ELPD, MSU DPPS Partner to Form New Collaborative Policing Team


EAST LANSING, Mich. — The East Lansing Police Department (ELPD) and Michigan State University Department of Police and Public Safety (MSU DPPS) have partnered to form the Proactive Engagement and Community Enhancement (P.E.A.C.E.) Team, which will work to address community concerns with long-term solutions on both sides of Grand River Avenue.

This newly formed team consists of MSU DPPS Det./Sgt. James Terrill, MSU DPPS Officer Falysha Edmondson, ELPD Det. Ben Mommersteeg and ELPD Det. Justan Horst. The administrative personnel that will oversee this new team include MSU DPPS Captain Sherief Fadly and ELPD Deputy Chief Chad Connelly. 

“Collaborating with our community partners is not only rewarding, but necessary,” said MSU Vice President for Public Safety and Chief of Police Marlon Lynch. “We hope by implementing this new team, we can proactively show our community that we’re committed to finding long-term solutions for the safety and well-being of our community.”

The mission of the team will be to stop criminal activity before it happens, while also providing education and promoting community safety and crime prevention. The team will work to listen to the community’s concerns through participation in a variety of events and engagement initiatives.

“We are appreciative of our partners on campus for working with us to form this new, innovative team,” said East Lansing Police Chief Kim Johnson. “As we continue to work to prevent crime and address safety concerns in our East Lansing-MSU community, we believe this team will be instrumental in employing intelligence-led policing to create long-term solutions.”

The team will work to address crimes against people, crimes against property and other community safety concerns that may arise both on and off campus. It will utilize a variety of investigative methods, technology and crime analytics.

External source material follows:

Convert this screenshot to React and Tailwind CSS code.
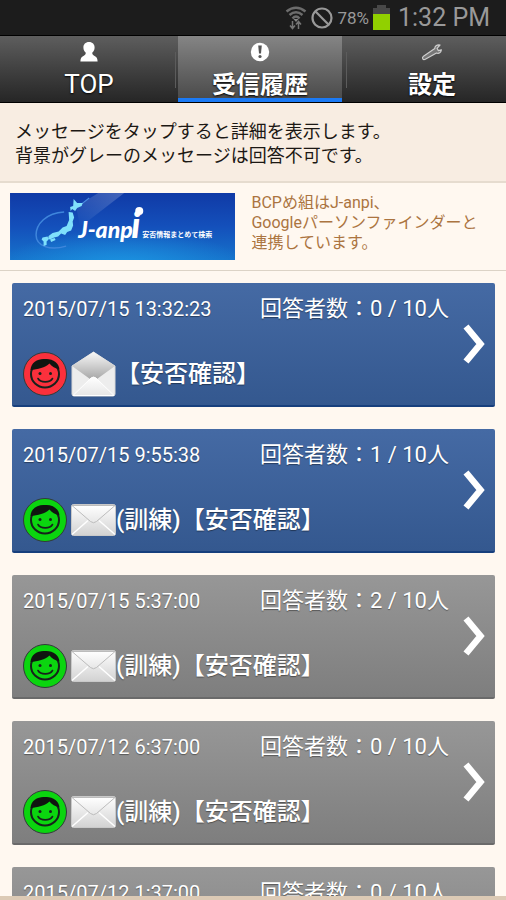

Dr. David Carter, a professor for the MSU School of Criminal Justice, says utilizing the intelligence-led policing method will benefit the community in many ways.

"It's proven that it works,” said Dr. Carter. "I think if we can make our communities safer and the community members more satisfied and supportive of police services, their quality of life will absolutely increase."

The P.E.A.C.E. Team began working collaboratively as a unit this past weekend. The team will be seen in both uniform and regular clothing, with the goal of being flexible to meet the community’s needs.